Objective:
Return the material word for word. Do not include the pictures.

Supplied data:
[Start]

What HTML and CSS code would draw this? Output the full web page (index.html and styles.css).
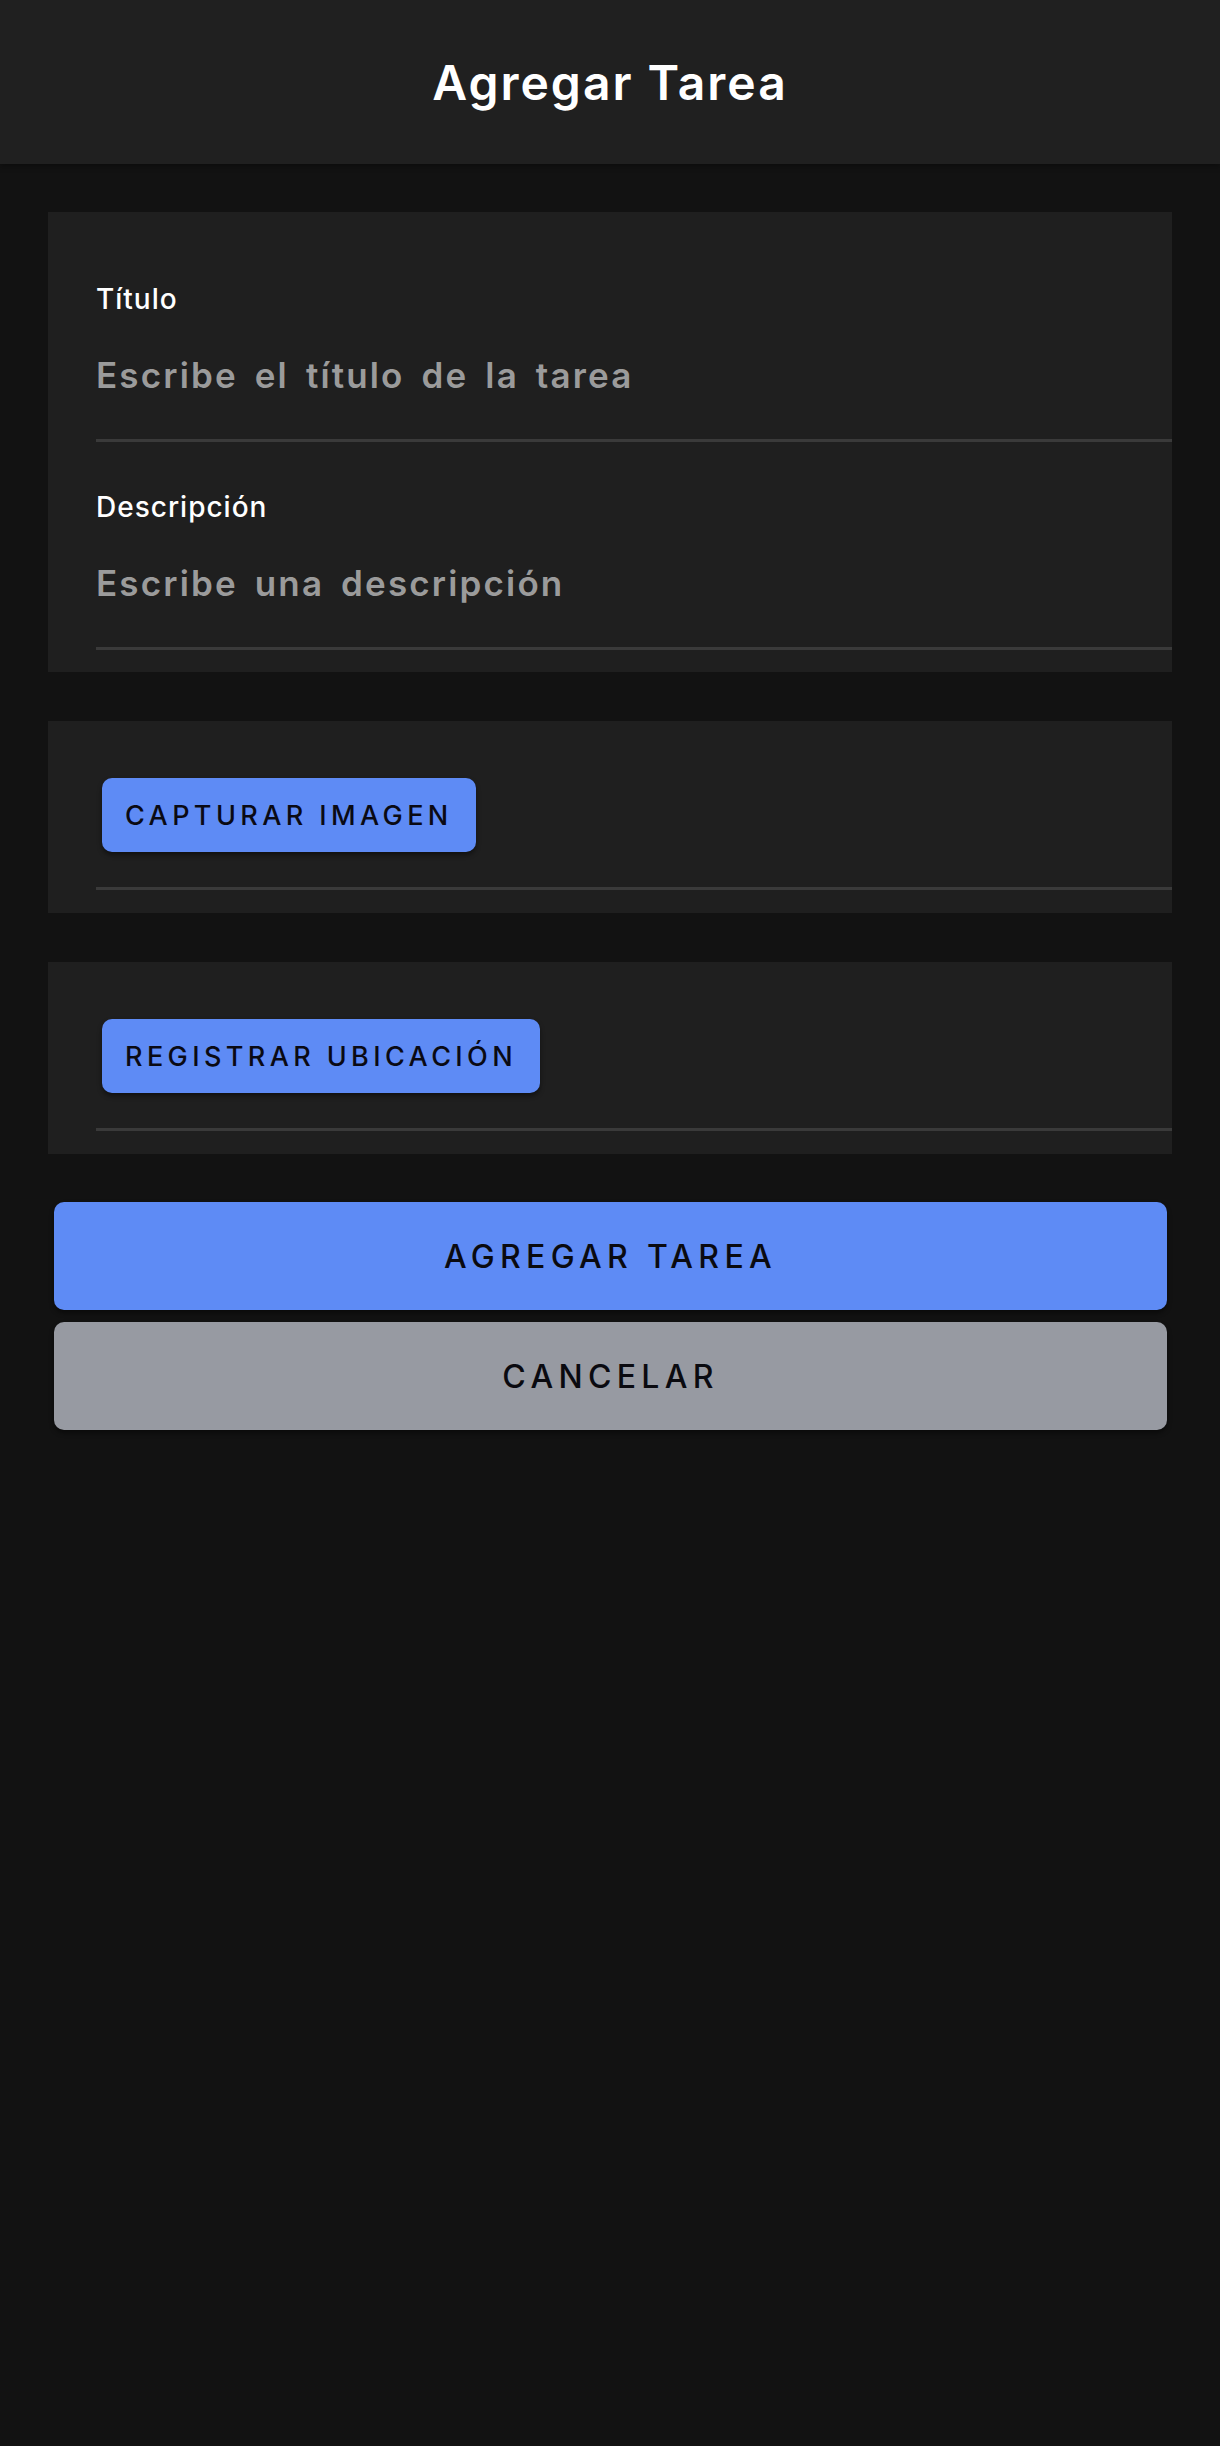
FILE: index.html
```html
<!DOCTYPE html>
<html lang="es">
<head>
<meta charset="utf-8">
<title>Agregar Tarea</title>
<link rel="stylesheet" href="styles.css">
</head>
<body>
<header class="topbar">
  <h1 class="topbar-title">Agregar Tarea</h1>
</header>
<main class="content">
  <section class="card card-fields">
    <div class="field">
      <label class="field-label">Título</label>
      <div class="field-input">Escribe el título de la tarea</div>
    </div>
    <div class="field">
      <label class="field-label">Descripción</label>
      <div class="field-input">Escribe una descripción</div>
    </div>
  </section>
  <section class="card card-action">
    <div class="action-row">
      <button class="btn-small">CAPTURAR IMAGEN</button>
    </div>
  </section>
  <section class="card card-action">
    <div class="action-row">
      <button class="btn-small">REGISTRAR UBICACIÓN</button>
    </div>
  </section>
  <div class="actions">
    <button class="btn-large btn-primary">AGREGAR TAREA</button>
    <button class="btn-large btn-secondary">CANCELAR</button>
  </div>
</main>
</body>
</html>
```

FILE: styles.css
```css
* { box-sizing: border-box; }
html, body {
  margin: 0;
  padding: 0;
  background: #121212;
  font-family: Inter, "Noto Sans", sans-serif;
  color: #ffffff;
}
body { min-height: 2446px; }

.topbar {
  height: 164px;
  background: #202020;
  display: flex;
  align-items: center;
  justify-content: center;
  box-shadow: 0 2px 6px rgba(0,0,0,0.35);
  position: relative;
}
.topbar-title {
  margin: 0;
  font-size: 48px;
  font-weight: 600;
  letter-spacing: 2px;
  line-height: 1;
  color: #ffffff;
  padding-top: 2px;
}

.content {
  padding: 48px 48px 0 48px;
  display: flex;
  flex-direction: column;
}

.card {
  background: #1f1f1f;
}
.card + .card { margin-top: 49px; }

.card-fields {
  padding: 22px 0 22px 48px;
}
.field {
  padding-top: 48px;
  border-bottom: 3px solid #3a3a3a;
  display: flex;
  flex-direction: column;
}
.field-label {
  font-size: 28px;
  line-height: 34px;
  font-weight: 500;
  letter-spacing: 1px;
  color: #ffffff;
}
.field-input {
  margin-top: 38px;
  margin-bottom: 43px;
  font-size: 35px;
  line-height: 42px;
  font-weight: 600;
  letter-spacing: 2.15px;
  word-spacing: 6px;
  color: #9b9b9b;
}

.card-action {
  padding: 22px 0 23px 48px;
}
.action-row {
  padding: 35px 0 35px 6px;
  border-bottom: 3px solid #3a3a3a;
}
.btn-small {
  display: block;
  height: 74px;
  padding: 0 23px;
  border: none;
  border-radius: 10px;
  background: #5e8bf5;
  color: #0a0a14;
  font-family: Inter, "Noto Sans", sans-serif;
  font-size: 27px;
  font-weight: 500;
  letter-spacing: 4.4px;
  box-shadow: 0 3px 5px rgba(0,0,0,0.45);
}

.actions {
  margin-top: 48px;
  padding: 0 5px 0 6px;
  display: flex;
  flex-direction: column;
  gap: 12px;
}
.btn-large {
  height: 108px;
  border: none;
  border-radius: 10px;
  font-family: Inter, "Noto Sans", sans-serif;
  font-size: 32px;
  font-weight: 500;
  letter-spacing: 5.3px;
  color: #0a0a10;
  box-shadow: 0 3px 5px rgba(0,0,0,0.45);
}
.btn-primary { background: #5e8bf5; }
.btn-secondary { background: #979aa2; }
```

[End]

Answer for the task:
What HTML and CSS code would draw this? Output the full web page (index.html and styles.css).
FILE: index.html
```html
<!DOCTYPE html>
<html lang="es">
<head>
<meta charset="utf-8">
<title>Agregar Tarea</title>
<link rel="stylesheet" href="styles.css">
</head>
<body>
<header class="topbar">
  <h1 class="topbar-title">Agregar Tarea</h1>
</header>
<main class="content">
  <section class="card card-fields">
    <div class="field">
      <label class="field-label">Título</label>
      <div class="field-input">Escribe el título de la tarea</div>
    </div>
    <div class="field">
      <label class="field-label">Descripción</label>
      <div class="field-input">Escribe una descripción</div>
    </div>
  </section>
  <section class="card card-action">
    <div class="action-row">
      <button class="btn-small">CAPTURAR IMAGEN</button>
    </div>
  </section>
  <section class="card card-action">
    <div class="action-row">
      <button class="btn-small">REGISTRAR UBICACIÓN</button>
    </div>
  </section>
  <div class="actions">
    <button class="btn-large btn-primary">AGREGAR TAREA</button>
    <button class="btn-large btn-secondary">CANCELAR</button>
  </div>
</main>
</body>
</html>
```

FILE: styles.css
```css
* { box-sizing: border-box; }
html, body {
  margin: 0;
  padding: 0;
  background: #121212;
  font-family: Inter, "Noto Sans", sans-serif;
  color: #ffffff;
}
body { min-height: 2446px; }

.topbar {
  height: 164px;
  background: #202020;
  display: flex;
  align-items: center;
  justify-content: center;
  box-shadow: 0 2px 6px rgba(0,0,0,0.35);
  position: relative;
}
.topbar-title {
  margin: 0;
  font-size: 48px;
  font-weight: 600;
  letter-spacing: 2px;
  line-height: 1;
  color: #ffffff;
  padding-top: 2px;
}

.content {
  padding: 48px 48px 0 48px;
  display: flex;
  flex-direction: column;
}

.card {
  background: #1f1f1f;
}
.card + .card { margin-top: 49px; }

.card-fields {
  padding: 22px 0 22px 48px;
}
.field {
  padding-top: 48px;
  border-bottom: 3px solid #3a3a3a;
  display: flex;
  flex-direction: column;
}
.field-label {
  font-size: 28px;
  line-height: 34px;
  font-weight: 500;
  letter-spacing: 1px;
  color: #ffffff;
}
.field-input {
  margin-top: 38px;
  margin-bottom: 43px;
  font-size: 35px;
  line-height: 42px;
  font-weight: 600;
  letter-spacing: 2.15px;
  word-spacing: 6px;
  color: #9b9b9b;
}

.card-action {
  padding: 22px 0 23px 48px;
}
.action-row {
  padding: 35px 0 35px 6px;
  border-bottom: 3px solid #3a3a3a;
}
.btn-small {
  display: block;
  height: 74px;
  padding: 0 23px;
  border: none;
  border-radius: 10px;
  background: #5e8bf5;
  color: #0a0a14;
  font-family: Inter, "Noto Sans", sans-serif;
  font-size: 27px;
  font-weight: 500;
  letter-spacing: 4.4px;
  box-shadow: 0 3px 5px rgba(0,0,0,0.45);
}

.actions {
  margin-top: 48px;
  padding: 0 5px 0 6px;
  display: flex;
  flex-direction: column;
  gap: 12px;
}
.btn-large {
  height: 108px;
  border: none;
  border-radius: 10px;
  font-family: Inter, "Noto Sans", sans-serif;
  font-size: 32px;
  font-weight: 500;
  letter-spacing: 5.3px;
  color: #0a0a10;
  box-shadow: 0 3px 5px rgba(0,0,0,0.45);
}
.btn-primary { background: #5e8bf5; }
.btn-secondary { background: #979aa2; }
```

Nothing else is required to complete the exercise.